*WORK INSTRUCTIONS*.
Each line below should be retyped exactly, with no pictures.

*STORED DATA*.
※

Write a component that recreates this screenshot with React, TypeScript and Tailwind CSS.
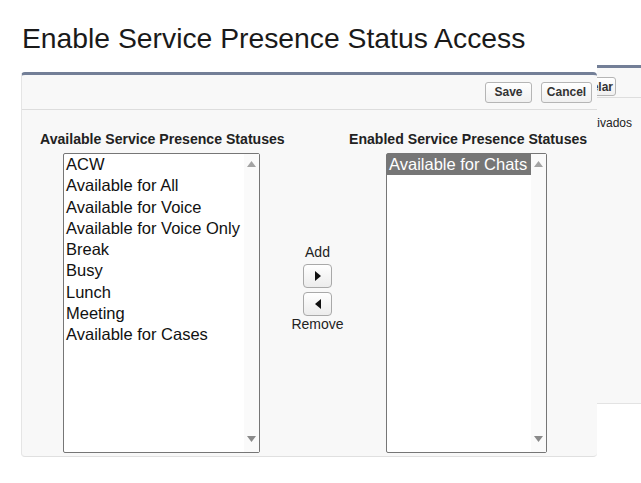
import React from 'react';

const available = [
  'ACW',
  'Available for All',
  'Available for Voice',
  'Available for Voice Only',
  'Break',
  'Busy',
  'Lunch',
  'Meeting',
  'Available for Cases',
];

const enabled = ['Available for Chats'];

function Triangle({ dir, color }: { dir: 'up' | 'down' | 'left' | 'right'; color: string }) {
  const pts = {
    up: '0,6 4.5,0 9,6',
    down: '0,0 9,0 4.5,6',
    right: '0,0 6,5 0,10',
    left: '6,0 0,5 6,10',
  }[dir];
  const size = dir === 'up' || dir === 'down' ? { w: 9, h: 6 } : { w: 6, h: 10 };
  return (
    <svg width={size.w} height={size.h} viewBox={`0 0 ${size.w} ${size.h}`}>
      <polygon points={pts} fill={color} />
    </svg>
  );
}

function ListBox({ items, selected, className }: { items: string[]; selected?: string; className: string }) {
  return (
    <div className={`flex h-[300px] bg-white border border-[#767676] rounded-[2px] ${className}`}>
      <div className="flex-1 flex flex-col">
        {items.map((item) => (
          <div
            key={item}
            className={`px-[2px] text-[16.5px] leading-[21.25px] whitespace-nowrap ${
              item === selected ? 'bg-[#767676] text-white' : 'text-[#111]'
            }`}
          >
            {item}
          </div>
        ))}
      </div>
      <div className="w-[15px] bg-[#fafafa] flex flex-col items-center justify-between pt-[7px] pb-[10px]">
        <Triangle dir="up" color="#a3a3a3" />
        <Triangle dir="down" color="#8a8a8a" />
      </div>
    </div>
  );
}

function ArrowButton({ dir }: { dir: 'left' | 'right' }) {
  return (
    <button className="w-[29px] h-[24px] flex items-center justify-center rounded-[4px] border border-[#a9a9a9] bg-gradient-to-b from-white to-[#ececec]">
      <Triangle dir={dir} color="#111" />
    </button>
  );
}

export default function App() {
  return (
    <div
      className="w-[641px] h-[483px] bg-white overflow-hidden"
      style={{ fontFamily: '"Liberation Sans", Arial, sans-serif' }}
    >
      <h1 className="pl-[22px] pt-[22px] text-[28.3px] leading-[32px] text-[#1a1a1a] font-normal whitespace-nowrap">
        Enable Service Presence Status Access
      </h1>

      <div className="relative mt-[11px]">
        {/* window behind the dialog, only its right edge shows */}
        <div className="absolute left-[597px] right-0 top-0 h-[339px] overflow-hidden bg-[#f8f8f8] border-t-[3px] border-t-[#737f97] border-b border-b-[#e3e3e3]">
          <div className="h-[30px] flex items-start justify-end pt-[9px] pr-[25px] border-b border-b-[#dedede]">
            <button className="shrink-0 h-[19px] pl-[6px] pr-[2px] rounded-[3px] border border-[#b5b5b5] bg-gradient-to-b from-white to-[#f0f0f0] text-[12px] font-bold text-[#333] leading-none">
              Cancelar
            </button>
          </div>
          <div className="flex justify-end pr-[9px] pt-[18px]">
            <span className="shrink-0 whitespace-nowrap text-[12px] leading-[14px] text-[#222]">
              Estados activados
            </span>
          </div>
        </div>

        {/* dialog */}
        <div className="relative ml-[21px] w-[576px] pt-[7px]">
          <div className="bg-[#f8f8f8] border-t-[3px] border-t-[#737f97] border-l border-l-[#e5e5e5] border-b border-b-[#e0e0e0] rounded-[4px]">
            <div className="h-[35px] flex items-center justify-end gap-[9px] pr-[5px] border-b border-b-[#dddddd]">
              <button className="w-[47px] h-[21px] rounded-[3px] border border-[#b5b5b5] bg-gradient-to-b from-white to-[#f0f0f0] text-[12px] font-bold text-[#333]">
                Save
              </button>
              <button className="w-[51px] h-[21px] rounded-[3px] border border-[#b5b5b5] bg-gradient-to-b from-white to-[#f0f0f0] text-[12px] font-bold text-[#333]">
                Cancel
              </button>
            </div>

            <div className="flex pl-[18px] pt-[21px] pb-[3px]">
              <div className="w-[246px] flex flex-col">
                <div className="h-[16px] leading-[16px] text-[14.1px] font-bold text-[#222] whitespace-nowrap mb-[6px]">
                  Available Service Presence Statuses
                </div>
                <ListBox items={available} className="ml-[23px] w-[197px]" />
              </div>

              <div className="w-[63px] flex flex-col items-center pt-[113px] text-[14px] leading-[16px] text-[#222]">
                <div>Add</div>
                <div className="mt-[4px] flex flex-col gap-[4px]">
                  <ArrowButton dir="right" />
                  <ArrowButton dir="left" />
                </div>
                <div>Remove</div>
              </div>

              <div className="w-[239px] flex flex-col">
                <div className="h-[16px] leading-[16px] text-[14.1px] font-bold text-[#222] whitespace-nowrap mb-[6px]">
                  Enabled Service Presence Statuses
                </div>
                <ListBox items={enabled} selected="Available for Chats" className="ml-[37px] w-[161px]" />
              </div>
            </div>
          </div>
        </div>
      </div>
    </div>
  );
}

※

*SOLUTION TO THE EXERCISE*.
Write a component that recreates this screenshot with React, TypeScript and Tailwind CSS.
import React from 'react';

const available = [
  'ACW',
  'Available for All',
  'Available for Voice',
  'Available for Voice Only',
  'Break',
  'Busy',
  'Lunch',
  'Meeting',
  'Available for Cases',
];

const enabled = ['Available for Chats'];

function Triangle({ dir, color }: { dir: 'up' | 'down' | 'left' | 'right'; color: string }) {
  const pts = {
    up: '0,6 4.5,0 9,6',
    down: '0,0 9,0 4.5,6',
    right: '0,0 6,5 0,10',
    left: '6,0 0,5 6,10',
  }[dir];
  const size = dir === 'up' || dir === 'down' ? { w: 9, h: 6 } : { w: 6, h: 10 };
  return (
    <svg width={size.w} height={size.h} viewBox={`0 0 ${size.w} ${size.h}`}>
      <polygon points={pts} fill={color} />
    </svg>
  );
}

function ListBox({ items, selected, className }: { items: string[]; selected?: string; className: string }) {
  return (
    <div className={`flex h-[300px] bg-white border border-[#767676] rounded-[2px] ${className}`}>
      <div className="flex-1 flex flex-col">
        {items.map((item) => (
          <div
            key={item}
            className={`px-[2px] text-[16.5px] leading-[21.25px] whitespace-nowrap ${
              item === selected ? 'bg-[#767676] text-white' : 'text-[#111]'
            }`}
          >
            {item}
          </div>
        ))}
      </div>
      <div className="w-[15px] bg-[#fafafa] flex flex-col items-center justify-between pt-[7px] pb-[10px]">
        <Triangle dir="up" color="#a3a3a3" />
        <Triangle dir="down" color="#8a8a8a" />
      </div>
    </div>
  );
}

function ArrowButton({ dir }: { dir: 'left' | 'right' }) {
  return (
    <button className="w-[29px] h-[24px] flex items-center justify-center rounded-[4px] border border-[#a9a9a9] bg-gradient-to-b from-white to-[#ececec]">
      <Triangle dir={dir} color="#111" />
    </button>
  );
}

export default function App() {
  return (
    <div
      className="w-[641px] h-[483px] bg-white overflow-hidden"
      style={{ fontFamily: '"Liberation Sans", Arial, sans-serif' }}
    >
      <h1 className="pl-[22px] pt-[22px] text-[28.3px] leading-[32px] text-[#1a1a1a] font-normal whitespace-nowrap">
        Enable Service Presence Status Access
      </h1>

      <div className="relative mt-[11px]">
        {/* window behind the dialog, only its right edge shows */}
        <div className="absolute left-[597px] right-0 top-0 h-[339px] overflow-hidden bg-[#f8f8f8] border-t-[3px] border-t-[#737f97] border-b border-b-[#e3e3e3]">
          <div className="h-[30px] flex items-start justify-end pt-[9px] pr-[25px] border-b border-b-[#dedede]">
            <button className="shrink-0 h-[19px] pl-[6px] pr-[2px] rounded-[3px] border border-[#b5b5b5] bg-gradient-to-b from-white to-[#f0f0f0] text-[12px] font-bold text-[#333] leading-none">
              Cancelar
            </button>
          </div>
          <div className="flex justify-end pr-[9px] pt-[18px]">
            <span className="shrink-0 whitespace-nowrap text-[12px] leading-[14px] text-[#222]">
              Estados activados
            </span>
          </div>
        </div>

        {/* dialog */}
        <div className="relative ml-[21px] w-[576px] pt-[7px]">
          <div className="bg-[#f8f8f8] border-t-[3px] border-t-[#737f97] border-l border-l-[#e5e5e5] border-b border-b-[#e0e0e0] rounded-[4px]">
            <div className="h-[35px] flex items-center justify-end gap-[9px] pr-[5px] border-b border-b-[#dddddd]">
              <button className="w-[47px] h-[21px] rounded-[3px] border border-[#b5b5b5] bg-gradient-to-b from-white to-[#f0f0f0] text-[12px] font-bold text-[#333]">
                Save
              </button>
              <button className="w-[51px] h-[21px] rounded-[3px] border border-[#b5b5b5] bg-gradient-to-b from-white to-[#f0f0f0] text-[12px] font-bold text-[#333]">
                Cancel
              </button>
            </div>

            <div className="flex pl-[18px] pt-[21px] pb-[3px]">
              <div className="w-[246px] flex flex-col">
                <div className="h-[16px] leading-[16px] text-[14.1px] font-bold text-[#222] whitespace-nowrap mb-[6px]">
                  Available Service Presence Statuses
                </div>
                <ListBox items={available} className="ml-[23px] w-[197px]" />
              </div>

              <div className="w-[63px] flex flex-col items-center pt-[113px] text-[14px] leading-[16px] text-[#222]">
                <div>Add</div>
                <div className="mt-[4px] flex flex-col gap-[4px]">
                  <ArrowButton dir="right" />
                  <ArrowButton dir="left" />
                </div>
                <div>Remove</div>
              </div>

              <div className="w-[239px] flex flex-col">
                <div className="h-[16px] leading-[16px] text-[14.1px] font-bold text-[#222] whitespace-nowrap mb-[6px]">
                  Enabled Service Presence Statuses
                </div>
                <ListBox items={enabled} selected="Available for Chats" className="ml-[37px] w-[161px]" />
              </div>
            </div>
          </div>
        </div>
      </div>
    </div>
  );
}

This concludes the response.